Still, unlike 2013, other players from Goldobin’s draft class have shown some promise. Second rounder Julius Bergman was a steady blueliner for a good Barracuda team last season, and although he’s probably not NHL-ready yet, he could be on the right track. Late in the draft the team found Kevin Labanc in the sixth round with the 171st overall selection, and Labanc had some nice moments with the Sharks last season. His shot and his hands make him a solid prospect, although Labanc still probably has to get a bit bigger and stronger to play in the NHL full-time.

Noah Rod (second round, 53rd overall) and Rourke Chartier (fifth round, 149th overall) are also still developing, with Rod playing against men in the Swiss league the past few seasons and Chartier a valuable player for the Barracuda last year.

In 2015, the draft provided the Sharks with Timo Meier at ninth overall, as the club drafted in the top 10 for the first time since 2007. At this point, Meier is far and away the best prospect in the organization, and he’ll likely be relied upon to play a top nine (or even a top six) role for the Sharks this season.

The 2015 draft brought other decent prospects, too.
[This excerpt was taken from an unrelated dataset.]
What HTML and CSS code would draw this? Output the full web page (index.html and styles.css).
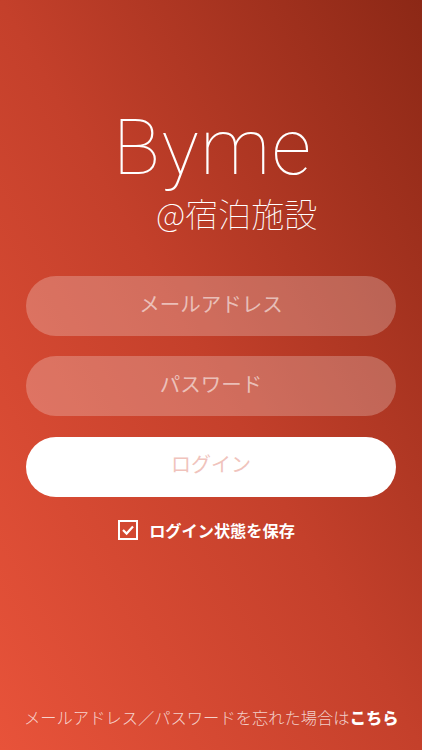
FILE: index.html
```html
<!DOCTYPE html>
<html lang="ja">
<head>
  <meta charset="UTF-8" />
  <meta name="viewport" content="width=device-width, initial-scale=1.0"/>
  <title>Byme ログイン</title>
  <link rel="stylesheet" href="styles.css">
</head>
<body>
  <div class="screen">
    <div class="logo">
      <div class="logo-name">Byme</div>
      <div class="logo-sub">@宿泊施設</div>
    </div>

    <form class="login-form">
      <input class="field" type="text" placeholder="メールアドレス" />
      <input class="field" type="password" placeholder="パスワード" />
      <button class="login-btn" type="button">ログイン</button>
      <label class="remember">
        <svg class="check" width="20" height="20" viewBox="0 0 20 20">
          <rect x="1" y="1" width="18" height="18" fill="none" stroke="#fff" stroke-width="2"/>
          <path d="M5 10 L8.6 13.6 L15 6.4" fill="none" stroke="#fff" stroke-width="2.2"/>
        </svg>
        <span>ログイン状態を保存</span>
      </label>
    </form>

    <div class="forgot">メールアドレス／パスワードを忘れた場合は<b>こちら</b></div>
  </div>
</body>
</html>
```

FILE: styles.css
```css
* {
  box-sizing: border-box;
}
html, body {
  margin: 0;
  height: 100%;
}
body {
  font-family: "Noto Sans CJK JP", "Noto Sans", sans-serif;
  color: white;
}
.screen {
  display: flex;
  flex-direction: column;
  height: 750px;
  padding: 0 26px;
  background: linear-gradient(to top right, #e8533a 0%, #c4402b 50%, #8c2816 100%);
  overflow: hidden;
}
.logo {
  display: flex;
  flex-direction: column;
  height: 276px;
  padding-top: 100px;
  padding-left: 87px;
}
.logo-name {
  font-family: Roboto, sans-serif;
  font-weight: 100;
  font-size: 78px;
  letter-spacing: 1.5px;
  line-height: 96px;
}
.logo-sub {
  margin-top: -3px;
  margin-left: 43px;
  font-weight: 100;
  font-size: 33px;
  line-height: 40px;
  white-space: nowrap;
}
.login-form {
  display: flex;
  flex-direction: column;
  gap: 20px;
}
.field, .login-btn {
  width: 100%;
  height: 60px;
  border: none;
  border-radius: 30px;
  padding: 0 0 7px;
  font-family: inherit;
  font-size: 20.5px;
  font-weight: 400;
  text-align: center;
}
.field {
  background: rgba(255,255,255,0.24);
  color: white;
  outline: none;
}
.field::placeholder {
  color: rgba(255,255,255,0.58);
  opacity: 1;
}
.login-btn {
  margin-top: 1px;
  background: white;
  color: #f0c3bc;
  font-size: 20px;
}
.remember {
  display: flex;
  justify-content: center;
  align-items: center;
  gap: 11px;
  margin-top: 1px;
  margin-right: 9px;
  font-size: 16.2px;
  font-weight: 700;
}
.forgot {
  margin-top: auto;
  margin-bottom: 21px;
  margin-left: -2px;
  font-size: 16.3px;
  font-weight: 300;
  line-height: 24px;
  color: rgba(255,255,255,0.75);
  white-space: nowrap;
}
.forgot b {
  color: white;
  font-weight: 900;
}
```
Defenseman Jeremy Roy was selected 31st overall, and after suffering a serious knee injury in juniors this year, he’ll get a chance to play for the Barracuda this year. Fourth rounder Adam Helewka and fifth rounder Rudolfs Balcers have also developed nicely since draft day. It’s still a bit too early to evaluate that draft as a whole.

It should also be mentioned that while their draft day record may be suspect the past few seasons, the Sharks have brought in European free agents like Melker Karlsson, Joonas Donskoi and Marcus Sorensen. Karlsson has developed into a versatile, hard-working forward; Donskoi has shown flashes of offensive brilliance despite a disappointing second year in the NHL last season; and Sorensen looks primed to make the opening night roster after his speed and tenacity shined through during the Sharks’ first round series loss to Edmonton.

The Sharks scouting staff has helped to keep the team competitive for a long time, and they’re as big a reason as any that the team has missed the playoffs just once in the past 11 seasons. But this is also a what-have-you-done-for-me-lately business, and now is the time that the Sharks need to see some results from players that were chosen by Burke and company.